Given that the fiction in this book so closely correlates with our current political reality, there's one major aspect which Miss Rudd appears to have gotten badly wrong. She's believed that because of the Global Financial Crisis this election would be fought in a campaign centred on economics. The proverbial "elephant in the room" has not been given any oxygen by either Abbott or Gillard through the use of a simple ploy. Julia's asked to discuss it, Tony's declined, so neither's given anything away. The elephant's still there, but both opponents ignore it so steadfastly that it appears to be non-existent. An underestimated and very broke voting public, however, will see the pre-mentioned pachyderm quite clearly, and this can't be doing any good to anybody's "cred-factor" in the slightest. Do either realise how cynical they're making the Australian population become?

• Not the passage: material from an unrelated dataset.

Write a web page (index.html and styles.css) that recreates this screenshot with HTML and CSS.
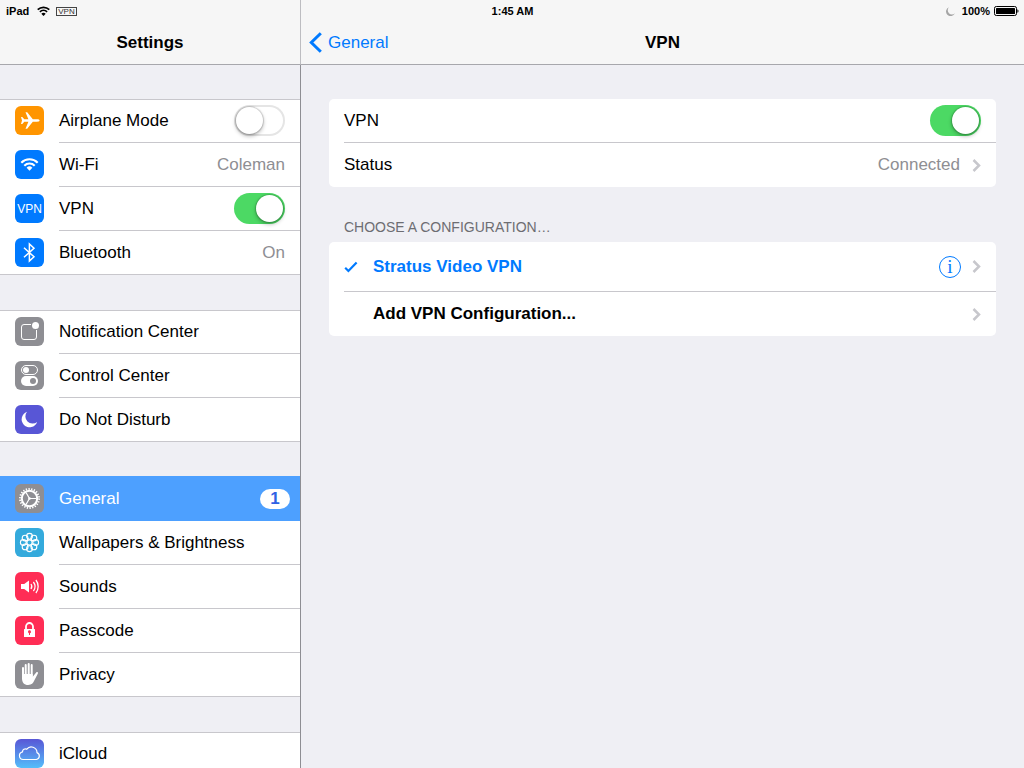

Miss Rudd, through her protagonist's role as an investment banker come Liberal economic advisor and spin doctor, based her plot on what should have happened but didn't

I'm still a hundred pages from the end of the book. The election's round 48 hours away. While reading I've been listening to Julia invoking Kevin in the Brisbane show last night,. "If Kevin was here tonight," says she " he would be saying that he's come off a sick bed to campaign for the re-election of my Government – he doesn't want to go back." I found myself asking "Go back to where, Julia? Back to when he was the popularly elected Prime Minister about to campaign for his second term?" If Kevin's tears on the day of the leadership spill are anything to go by, he'd go back without a second's hesitation.

I used to think elections were about voting for people and believing in policies. It seems now that the reason we vote is to oppose what we don't want. Given such a negative karma, can such a sick form of democracy do anything but deteriorate? Maybe Mark Latham's right, and we should reply to the blank pages we've been given with blank ballots? It would send a clear message that we're tired of this game and don't want to play any more. Many would argue (as I've done often) that non-participation revokes the non-voter's right to a political voice. I can't help but wonder, though, what might happen if eighty per cent of Australian voters told our would-be elected leaders to stick this form of democracy up their backsides.

I await the ending of both Campaign Ruby and the campaign of Labour's redheaded Brutus with great eagerness to learn how closely one reflects the other.

PS The "Brutus" tag comes deliciously from the book, and I've just realised where Jessica got the name "Ruby" – the two monikers share the first three letters.